Cumulative Lift Chart
This example from evoML illustrates a model designed to determine whether a website is fake.
The Cumulative Lift Chart complements the Cumulative Gain Chart by providing a clearer picture of the "lift" or advantage that a machine learning model offers over random classification. While the cumulative gain chart shows the gain score, which can be interpreted in comparison to a baseline and a perfect score, the cumulative lift chart helps quantify the actual lift provided by the model’s predictions.
In this example, the chart demonstrates that for the given model, the lift remains around 1.80 up to the 50th percentile, after which it gradually decreases as the percentile increases.
Cumulative Lift Chart
Intuition
What is a Cumulative Lift Chart?
While the Cumulative Gain Chart provides insights into how much better a model performs over random classification, the Cumulative Lift Chart quantifies this improvement more directly. The lift score is simply the ratio of the gain score for a model at a given percentile, compared to the expected gain of a random model.
A lift score greater than 1 indicates that the model performs better than random selection, while a score less than 1 suggests worse performance.
The Cumulative Lift Chart plots the percentile of the dataset on the x-axis and the corresponding lift score on the y-axis.

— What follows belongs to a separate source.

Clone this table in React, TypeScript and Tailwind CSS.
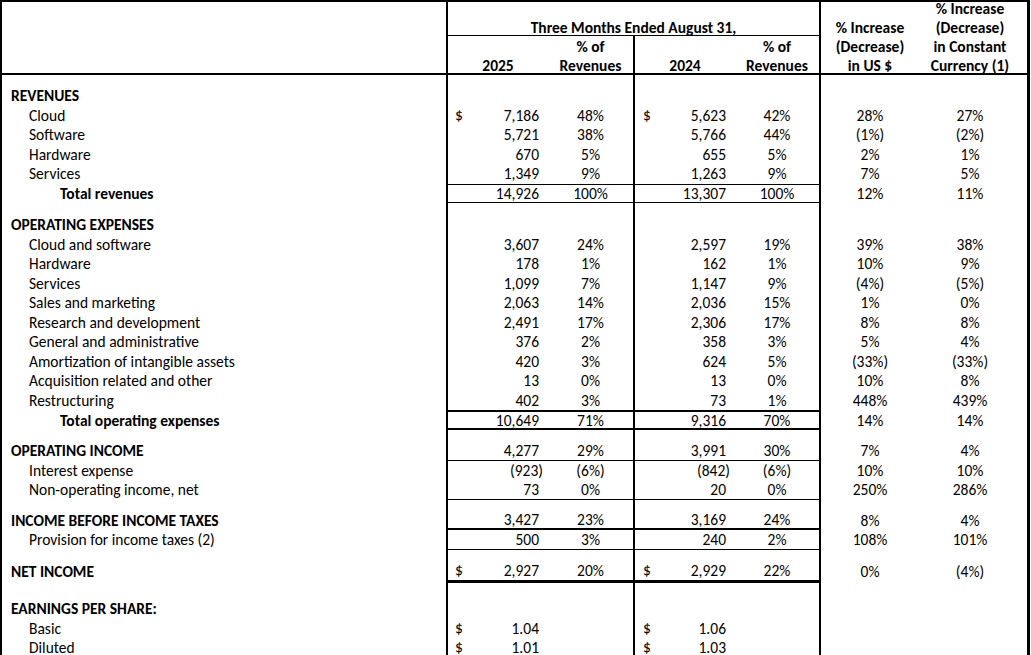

How to Interpret the Cumulative Lift Chart
By comparing the lift scores across different models, we can identify which model provides the greatest advantage and at what point its effectiveness starts to diminish. A larger area between the lift curve and the baseline indicates a better-performing model.
Example Analysis
Cumulative gain and lift charts are powerful tools for visually representing the advantages of using a predictive model. The Cumulative Lift Chart specifically shows how much more likely it is to capture respondents by using the model as opposed to contacting a random sample.
For example, if you contact the top 20% of customers based on the model’s predictions, you can expect to reach approximately twice as many responders (~40%) compared to randomly contacting 20% of the customer base.
This graphically demonstrates the improvement in response rates that a well-calibrated predictive model can provide over random selection.